In this personal essay, Cherise Morris explores her family’s relationship to—and deep respect for—extreme weather. Morris describes how Black communities have created homes in the most inhospitable places for centuries, and writes about the importance of mutual aid and helping each other in times of climate crisis. It’s a beautiful, ultimately uplifting lyrical essay that’s part of Scalawag’s Salt, Soil, & Supper series on climate justice and the American South.
In the overgrowth of Cypress trees older than humankind, a vast expanse of marshy waters became a mirror. In the morass of swing limbs and undisturbed brush, there was a refuge to be found. The people who found it, the ancestors—familial or collective—who willed their freedom across untamed horizons, were called maroons. While there is no official record or documentation of these free people, history estimates thousands, perhaps tens of thousands, of formerly enslaved Black folks made homes in the Great Dismal Swamp throughout the 18th and 19th centuries.

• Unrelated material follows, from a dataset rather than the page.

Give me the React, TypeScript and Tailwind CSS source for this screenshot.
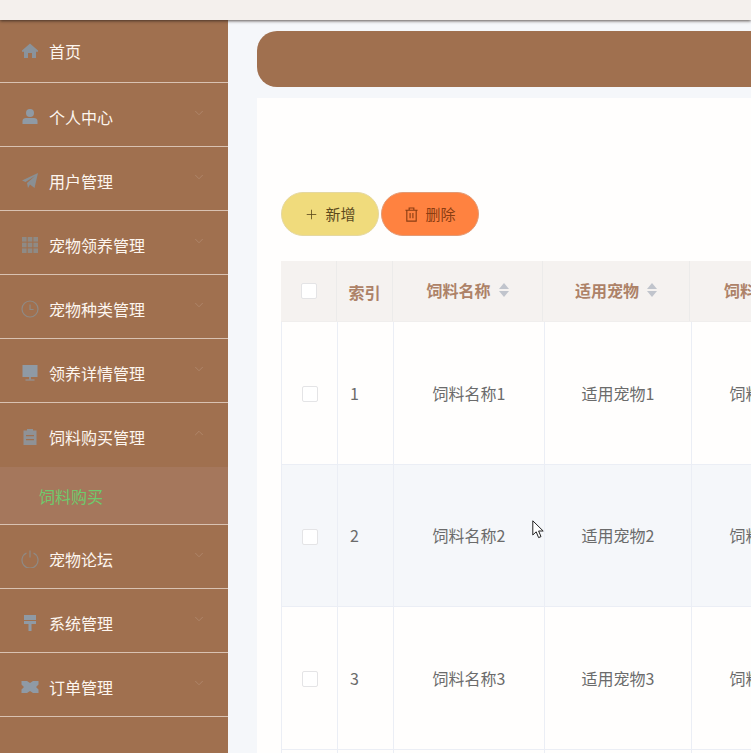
import React from 'react';
import { ChevronDown, ChevronUp, Plus } from 'lucide-react';

const FONT = 'font-["Noto_Sans_CJK_SC","Liberation_Sans",sans-serif]';

const HomeIcon = () => (
  <svg viewBox="0 0 18 18" className="w-[18px] h-[18px] fill-[#8a939c]">
    <path d="M9 1.5 L17 8.5 L17 9.8 L15 9.8 L15 16 L11 16 L11 11 L7 11 L7 16 L3 16 L3 9.8 L1 9.8 L1 8.5 Z" />
  </svg>
);
const UserIcon = () => (
  <svg viewBox="0 0 18 18" className="w-[18px] h-[18px] fill-[#8f9aa5]">
    <circle cx="9" cy="5" r="4" />
    <path d="M1.5 16 L1.5 13 C1.5 11 3 10 5 10 L13 10 C15 10 16.5 11 16.5 13 L16.5 16 Z" />
  </svg>
);
const PlaneIcon = () => (
  <svg viewBox="0 0 18 18" className="w-[18px] h-[18px] fill-[#8a8f93]">
    <path d="M17 1 L13.5 16 L9 12.5 L7 16 L6 11 L14 4 L4.5 10 L1 8.5 Z" />
  </svg>
);
const GridIcon = () => (
  <svg viewBox="0 0 18 18" className="w-[18px] h-[18px] fill-[#8f8a85]">
    <rect x="1" y="1" width="4.6" height="4.6" />
    <rect x="6.7" y="1" width="4.6" height="4.6" />
    <rect x="12.4" y="1" width="4.6" height="4.6" />
    <rect x="1" y="6.7" width="4.6" height="4.6" />
    <rect x="6.7" y="6.7" width="4.6" height="4.6" />
    <rect x="12.4" y="6.7" width="4.6" height="4.6" />
    <rect x="1" y="12.4" width="4.6" height="4.6" />
    <rect x="6.7" y="12.4" width="4.6" height="4.6" />
    <rect x="12.4" y="12.4" width="4.6" height="4.6" />
  </svg>
);
const ClockIcon = () => (
  <svg viewBox="0 0 18 18" className="w-[18px] h-[18px] fill-none stroke-[#8f8a85] stroke-[1.2]">
    <circle cx="9" cy="9" r="8" />
    <path d="M9 4.5 L9 9.5 L12.5 9.5" />
  </svg>
);
const MonitorIcon = () => (
  <svg viewBox="0 0 18 18" className="w-[18px] h-[18px] fill-[#8f9aa5]">
    <rect x="1.5" y="1" width="15" height="12" />
    <rect x="8.2" y="13" width="1.6" height="2.5" />
    <rect x="4.5" y="15.5" width="9" height="1" />
  </svg>
);
const ClipboardIcon = () => (
  <svg viewBox="0 0 18 18" className="w-[18px] h-[18px] fill-[#8f9296]">
    <path d="M6 1 L12 1 L12 2.5 L15.5 2.5 L15.5 17 L2.5 17 L2.5 2.5 L6 2.5 Z M5 7 L5 8.2 L13 8.2 L13 7 Z M5 11 L5 12.2 L13 12.2 L13 11 Z" fillRule="evenodd" />
  </svg>
);
const PowerIcon = () => (
  <svg viewBox="0 0 18 18" className="w-[18px] h-[18px] fill-none stroke-[#8f8a85] stroke-[1.2]">
    <path d="M5.5 3 A8 8 0 1 0 12.5 3" />
    <path d="M9 0.5 L9 7.5" />
  </svg>
);
const BrushIcon = () => (
  <svg viewBox="0 0 18 18" className="w-[18px] h-[18px] fill-[#8f9aa5]">
    <path d="M3 1 L15 1 L15 6 L3 6 Z M3 7 L15 7 L15 10 L10.5 10 L10.5 17 L7.5 17 L7.5 10 L3 10 Z" />
  </svg>
);
const TicketIcon = () => (
  <svg viewBox="0 0 18 18" className="w-[18px] h-[18px] fill-[#8f9aa5]">
    <path d="M0.5 3 L6 3 L9 5 L12 3 L17.5 3 L17.5 6.5 L15 9 L17.5 11.5 L17.5 15 L12 15 L9 13 L6 15 L0.5 15 L0.5 11.5 L3 9 L0.5 6.5 Z" />
  </svg>
);

const TrashIcon = () => (
  <svg viewBox="0 0 16 16" className="w-[15px] h-[15px] fill-none stroke-[#8a3d12] stroke-[1.2]">
    <path d="M1.5 3.5 L14.5 3.5 M5.5 3.5 L5.5 1 L10.5 1 L10.5 3.5 M3 3.5 L3 15 L13 15 L13 3.5 M6.5 6.5 L6.5 12 M9.5 6.5 L9.5 12" />
  </svg>
);

const SortCaret = () => (
  <span className="inline-flex flex-col gap-[2px] ml-[8px]">
    <span className="w-0 h-0 border-x-[5px] border-x-transparent border-b-[6px] border-b-[#c0c4cc]" />
    <span className="w-0 h-0 border-x-[5px] border-x-transparent border-t-[6px] border-t-[#c0c4cc]" />
  </span>
);

const CheckBox = () => (
  <span className="block w-[16px] h-[16px] rounded-[2px] border border-[#e4e4e6] bg-white" />
);

const menu = [
  { label: '个人中心', Icon: UserIcon },
  { label: '用户管理', Icon: PlaneIcon },
  { label: '宠物领养管理', Icon: GridIcon },
  { label: '宠物种类管理', Icon: ClockIcon },
  { label: '领养详情管理', Icon: MonitorIcon },
];

const menuAfter = [
  { label: '宠物论坛', Icon: PowerIcon },
  { label: '系统管理', Icon: BrushIcon },
  { label: '订单管理', Icon: TicketIcon },
];

const MenuRow = ({ label, Icon, open, last }: { label: string; Icon: React.FC; open?: boolean; last?: boolean }) => (
  <div className={`h-[64px] flex items-center pl-[21px] pr-[22px] pt-[4px] ${last ? '' : 'border-b border-[#d9c2b2]'}`}>
    <span className="w-[18px] flex justify-center"><Icon /></span>
    <span className="ml-[10px] text-[16px] text-[#fdf6ef]">{label}</span>
    <span className="ml-auto -translate-y-[4px] text-[#b48e74]">
      {open ? <ChevronUp size={14} strokeWidth={1.2} /> : <ChevronDown size={14} strokeWidth={1.2} />}
    </span>
  </div>
);

const rows = [1, 2, 3, 4];

export default function App() {
  return (
    <div className={`${FONT} h-[753px] w-full overflow-hidden flex flex-col bg-[#f5f7fa]`}>
      {/* Top bar */}
      <div className="h-[20px] shrink-0 bg-[#f4f0ed] shadow-[0_1px_3px_rgba(40,30,25,0.75)] relative z-10" />

      <div className="flex flex-1 min-h-0">
        {/* Sidebar */}
        <aside className="w-[228px] shrink-0 bg-[#a0704f]">
          <div className="h-[63px] flex items-center pl-[21px] border-b border-[#d9c2b2]">
            <span className="w-[18px] flex justify-center"><HomeIcon /></span>
            <span className="ml-[10px] text-[16px] text-[#fdf6ef]">首页</span>
          </div>
          {menu.map((m) => (
            <MenuRow key={m.label} label={m.label} Icon={m.Icon} />
          ))}
          <MenuRow label="饲料购买管理" Icon={ClipboardIcon} open last />
          <div className="h-[58px] flex items-center pl-[39px] bg-[#a5775c] border-b border-[#d9c2b2] text-[16px] text-[#6fca6c]">
            饲料购买
          </div>
          {menuAfter.map((m) => (
            <MenuRow key={m.label} label={m.label} Icon={m.Icon} />
          ))}
        </aside>

        {/* Main */}
        <main className="flex-1 min-w-0 overflow-hidden pl-[29px] pt-[11px]">
          <div className="h-[56px] w-[1200px] rounded-[20px] bg-[#a0704f]" />

          <div className="mt-[11px] w-[1200px] h-[700px] bg-[#fffefd] pl-[24px] pt-[94px]">
            <div className="flex gap-[2px]">
              <button className="w-[98px] h-[44px] rounded-full bg-[#f0db7c] border border-[#e5d8a0] flex items-center justify-center gap-[6px] text-[15px] text-[#5c4a1c]">
                <Plus size={15} strokeWidth={1.3} />
                新增
              </button>
              <button className="w-[98px] h-[44px] rounded-full bg-[#ff8240] border border-[#e39a75] flex items-center justify-center gap-[6px] text-[15px] text-[#8a3d12]">
                <TrashIcon />
                删除
              </button>
            </div>

            {/* Table head */}
            <div className="mt-[25px] flex h-[61px] bg-[#f5f2f0] text-[16px] font-bold text-[#ad8268] border-b border-[#f0eeed]">
              <div className="w-[56px] flex items-center justify-center border-r border-[#ecebea] pl-[1px]"><CheckBox /></div>
              <div className="w-[56px] flex items-center justify-center border-r border-[#ecebea] pt-[2px]">索引</div>
              <div className="w-[150px] flex items-center justify-center border-r border-[#ecebea] pb-[2px]">饲料名称<SortCaret /></div>
              <div className="w-[147px] flex items-center justify-center border-r border-[#ecebea] pb-[2px]">适用宠物<SortCaret /></div>
              <div className="w-[150px] flex items-center justify-center pb-[2px]">饲料类型<SortCaret /></div>
            </div>

            {/* Table body */}
            {rows.map((n) => (
              <div key={n} className={`flex h-[142.5px] text-[16px] text-[#6b6b6b] border-b border-[#ebeef5] border-l ${n === 2 ? 'bg-[#f5f7fa]' : ''}`}>
                <div className="w-[56px] flex items-center justify-center border-r border-[#ebeef5] pt-[3px]"><CheckBox /></div>
                <div className="w-[56px] flex items-center pl-[12px] border-r border-[#ebeef5]">{n}</div>
                <div className="w-[151px] flex items-center justify-center border-r border-[#ebeef5]">饲料名称{n}</div>
                <div className="w-[147px] flex items-center justify-center border-r border-[#ebeef5]">适用宠物{n}</div>
                <div className="w-[148px] flex items-center justify-center">饲料类型{n}</div>
              </div>
            ))}
          </div>
        </main>
      </div>

      {/* Mouse pointer */}
      <svg viewBox="0 0 13 20" className="absolute left-[532px] top-[520px] w-[13px] h-[20px] fill-white stroke-[#222] stroke-[1]">
        <path d="M0.8 0.8 L0.8 15 L4.2 11.8 L6.6 17.6 L9 16.6 L6.6 11 L11.2 11 Z" />
      </svg>
    </div>
  );
}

The news cycle after Hurricane Katrina was constant, a 24-hour-loop of rising flood waters, record high temperatures, “looting,” unsubstantiated claims of rape, murder, and lawlessness in the Superdome, where a city and country had abandoned its citizens. New Orleans, a city forged by Blackness, Black people, and Black culture became the epitome of a mythic recklessness. The recklessness born from the wrath of nature, the recklessness cradled by untamable waters, the recklessness bred by Blackness. Blackness, in this biased retelling, was an invasive plant watered by the floods, a plant left overflowing and uncontrollable.
But what the news coverage never showed was the ways Black people, at the nexus of nature’s calamity and systemic disinvestment, came together to care for one another, to look out for their neighbors who were also stranded, to plead for help together, and then, when they realized help wasn’t coming, to become that help themselves.